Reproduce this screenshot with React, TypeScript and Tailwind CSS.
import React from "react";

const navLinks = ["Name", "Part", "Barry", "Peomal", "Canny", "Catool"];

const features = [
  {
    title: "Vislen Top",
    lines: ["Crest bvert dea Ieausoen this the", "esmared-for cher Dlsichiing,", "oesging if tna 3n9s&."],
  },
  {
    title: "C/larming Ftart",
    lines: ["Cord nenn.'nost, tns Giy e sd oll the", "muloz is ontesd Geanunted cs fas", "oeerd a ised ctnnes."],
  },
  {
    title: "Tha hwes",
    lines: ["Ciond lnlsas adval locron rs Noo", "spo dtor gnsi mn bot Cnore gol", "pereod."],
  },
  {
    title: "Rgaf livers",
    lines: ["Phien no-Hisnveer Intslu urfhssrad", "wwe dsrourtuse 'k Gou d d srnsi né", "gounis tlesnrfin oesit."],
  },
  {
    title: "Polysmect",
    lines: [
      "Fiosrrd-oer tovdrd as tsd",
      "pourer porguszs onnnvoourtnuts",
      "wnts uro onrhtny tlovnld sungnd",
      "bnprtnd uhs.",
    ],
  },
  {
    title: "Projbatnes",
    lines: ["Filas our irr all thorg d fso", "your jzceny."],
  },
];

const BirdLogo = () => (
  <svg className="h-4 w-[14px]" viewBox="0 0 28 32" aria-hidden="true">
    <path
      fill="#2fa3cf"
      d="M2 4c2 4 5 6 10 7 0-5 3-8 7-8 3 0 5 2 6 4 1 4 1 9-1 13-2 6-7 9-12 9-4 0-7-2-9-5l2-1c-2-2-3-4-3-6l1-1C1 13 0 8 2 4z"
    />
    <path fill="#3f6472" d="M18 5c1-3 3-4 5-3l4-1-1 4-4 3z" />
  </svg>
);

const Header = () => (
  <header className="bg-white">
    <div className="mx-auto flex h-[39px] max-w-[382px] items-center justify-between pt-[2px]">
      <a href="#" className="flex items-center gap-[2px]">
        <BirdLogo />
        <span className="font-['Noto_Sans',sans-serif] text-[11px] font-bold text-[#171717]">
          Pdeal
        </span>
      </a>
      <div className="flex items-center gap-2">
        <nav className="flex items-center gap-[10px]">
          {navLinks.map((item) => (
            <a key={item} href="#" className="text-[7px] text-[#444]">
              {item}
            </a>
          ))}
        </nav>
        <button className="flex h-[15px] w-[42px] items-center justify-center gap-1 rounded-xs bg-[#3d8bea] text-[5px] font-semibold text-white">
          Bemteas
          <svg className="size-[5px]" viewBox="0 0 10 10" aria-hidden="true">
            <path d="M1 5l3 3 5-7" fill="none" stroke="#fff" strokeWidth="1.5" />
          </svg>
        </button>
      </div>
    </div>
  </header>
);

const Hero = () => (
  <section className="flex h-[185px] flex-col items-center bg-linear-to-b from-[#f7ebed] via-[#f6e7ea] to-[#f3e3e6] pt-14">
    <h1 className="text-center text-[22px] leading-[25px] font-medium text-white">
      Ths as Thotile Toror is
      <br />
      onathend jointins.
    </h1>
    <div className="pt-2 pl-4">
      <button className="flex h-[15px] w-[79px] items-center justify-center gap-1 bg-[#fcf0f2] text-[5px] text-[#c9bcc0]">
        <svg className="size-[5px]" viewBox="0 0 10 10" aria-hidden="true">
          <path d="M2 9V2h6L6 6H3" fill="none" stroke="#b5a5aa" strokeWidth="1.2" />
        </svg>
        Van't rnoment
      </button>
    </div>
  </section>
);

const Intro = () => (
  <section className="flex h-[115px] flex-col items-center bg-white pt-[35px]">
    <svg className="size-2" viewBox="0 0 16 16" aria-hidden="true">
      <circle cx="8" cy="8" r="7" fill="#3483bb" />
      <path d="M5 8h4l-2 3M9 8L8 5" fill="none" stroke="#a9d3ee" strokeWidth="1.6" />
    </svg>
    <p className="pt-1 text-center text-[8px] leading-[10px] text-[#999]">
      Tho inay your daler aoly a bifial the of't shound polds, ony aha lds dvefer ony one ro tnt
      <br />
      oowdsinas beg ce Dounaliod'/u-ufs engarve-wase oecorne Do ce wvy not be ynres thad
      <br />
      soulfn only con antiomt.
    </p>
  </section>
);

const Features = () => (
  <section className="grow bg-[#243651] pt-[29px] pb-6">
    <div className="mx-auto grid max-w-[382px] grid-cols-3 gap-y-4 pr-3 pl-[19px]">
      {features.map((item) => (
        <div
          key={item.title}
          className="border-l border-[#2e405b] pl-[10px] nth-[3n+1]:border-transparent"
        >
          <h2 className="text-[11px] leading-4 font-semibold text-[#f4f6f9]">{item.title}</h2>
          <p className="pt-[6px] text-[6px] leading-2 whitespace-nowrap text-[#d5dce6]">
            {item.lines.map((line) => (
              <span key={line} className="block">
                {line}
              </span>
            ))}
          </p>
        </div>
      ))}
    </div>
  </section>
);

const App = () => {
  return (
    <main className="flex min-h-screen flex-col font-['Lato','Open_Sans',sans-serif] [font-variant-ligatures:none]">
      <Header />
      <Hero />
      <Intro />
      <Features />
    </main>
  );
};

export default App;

━━━━

== What this task involves ==
Copy all of the data. Keep every word exactly as it is.

== Solution to the problem ==
Reproduce this screenshot with React, TypeScript and Tailwind CSS.
import React from "react";

const navLinks = ["Name", "Part", "Barry", "Peomal", "Canny", "Catool"];

const features = [
  {
    title: "Vislen Top",
    lines: ["Crest bvert dea Ieausoen this the", "esmared-for cher Dlsichiing,", "oesging if tna 3n9s&."],
  },
  {
    title: "C/larming Ftart",
    lines: ["Cord nenn.'nost, tns Giy e sd oll the", "muloz is ontesd Geanunted cs fas", "oeerd a ised ctnnes."],
  },
  {
    title: "Tha hwes",
    lines: ["Ciond lnlsas adval locron rs Noo", "spo dtor gnsi mn bot Cnore gol", "pereod."],
  },
  {
    title: "Rgaf livers",
    lines: ["Phien no-Hisnveer Intslu urfhssrad", "wwe dsrourtuse 'k Gou d d srnsi né", "gounis tlesnrfin oesit."],
  },
  {
    title: "Polysmect",
    lines: [
      "Fiosrrd-oer tovdrd as tsd",
      "pourer porguszs onnnvoourtnuts",
      "wnts uro onrhtny tlovnld sungnd",
      "bnprtnd uhs.",
    ],
  },
  {
    title: "Projbatnes",
    lines: ["Filas our irr all thorg d fso", "your jzceny."],
  },
];

const BirdLogo = () => (
  <svg className="h-4 w-[14px]" viewBox="0 0 28 32" aria-hidden="true">
    <path
      fill="#2fa3cf"
      d="M2 4c2 4 5 6 10 7 0-5 3-8 7-8 3 0 5 2 6 4 1 4 1 9-1 13-2 6-7 9-12 9-4 0-7-2-9-5l2-1c-2-2-3-4-3-6l1-1C1 13 0 8 2 4z"
    />
    <path fill="#3f6472" d="M18 5c1-3 3-4 5-3l4-1-1 4-4 3z" />
  </svg>
);

const Header = () => (
  <header className="bg-white">
    <div className="mx-auto flex h-[39px] max-w-[382px] items-center justify-between pt-[2px]">
      <a href="#" className="flex items-center gap-[2px]">
        <BirdLogo />
        <span className="font-['Noto_Sans',sans-serif] text-[11px] font-bold text-[#171717]">
          Pdeal
        </span>
      </a>
      <div className="flex items-center gap-2">
        <nav className="flex items-center gap-[10px]">
          {navLinks.map((item) => (
            <a key={item} href="#" className="text-[7px] text-[#444]">
              {item}
            </a>
          ))}
        </nav>
        <button className="flex h-[15px] w-[42px] items-center justify-center gap-1 rounded-xs bg-[#3d8bea] text-[5px] font-semibold text-white">
          Bemteas
          <svg className="size-[5px]" viewBox="0 0 10 10" aria-hidden="true">
            <path d="M1 5l3 3 5-7" fill="none" stroke="#fff" strokeWidth="1.5" />
          </svg>
        </button>
      </div>
    </div>
  </header>
);

const Hero = () => (
  <section className="flex h-[185px] flex-col items-center bg-linear-to-b from-[#f7ebed] via-[#f6e7ea] to-[#f3e3e6] pt-14">
    <h1 className="text-center text-[22px] leading-[25px] font-medium text-white">
      Ths as Thotile Toror is
      <br />
      onathend jointins.
    </h1>
    <div className="pt-2 pl-4">
      <button className="flex h-[15px] w-[79px] items-center justify-center gap-1 bg-[#fcf0f2] text-[5px] text-[#c9bcc0]">
        <svg className="size-[5px]" viewBox="0 0 10 10" aria-hidden="true">
          <path d="M2 9V2h6L6 6H3" fill="none" stroke="#b5a5aa" strokeWidth="1.2" />
        </svg>
        Van't rnoment
      </button>
    </div>
  </section>
);

const Intro = () => (
  <section className="flex h-[115px] flex-col items-center bg-white pt-[35px]">
    <svg className="size-2" viewBox="0 0 16 16" aria-hidden="true">
      <circle cx="8" cy="8" r="7" fill="#3483bb" />
      <path d="M5 8h4l-2 3M9 8L8 5" fill="none" stroke="#a9d3ee" strokeWidth="1.6" />
    </svg>
    <p className="pt-1 text-center text-[8px] leading-[10px] text-[#999]">
      Tho inay your daler aoly a bifial the of't shound polds, ony aha lds dvefer ony one ro tnt
      <br />
      oowdsinas beg ce Dounaliod'/u-ufs engarve-wase oecorne Do ce wvy not be ynres thad
      <br />
      soulfn only con antiomt.
    </p>
  </section>
);

const Features = () => (
  <section className="grow bg-[#243651] pt-[29px] pb-6">
    <div className="mx-auto grid max-w-[382px] grid-cols-3 gap-y-4 pr-3 pl-[19px]">
      {features.map((item) => (
        <div
          key={item.title}
          className="border-l border-[#2e405b] pl-[10px] nth-[3n+1]:border-transparent"
        >
          <h2 className="text-[11px] leading-4 font-semibold text-[#f4f6f9]">{item.title}</h2>
          <p className="pt-[6px] text-[6px] leading-2 whitespace-nowrap text-[#d5dce6]">
            {item.lines.map((line) => (
              <span key={line} className="block">
                {line}
              </span>
            ))}
          </p>
        </div>
      ))}
    </div>
  </section>
);

const App = () => {
  return (
    <main className="flex min-h-screen flex-col font-['Lato','Open_Sans',sans-serif] [font-variant-ligatures:none]">
      <Header />
      <Hero />
      <Intro />
      <Features />
    </main>
  );
};

export default App;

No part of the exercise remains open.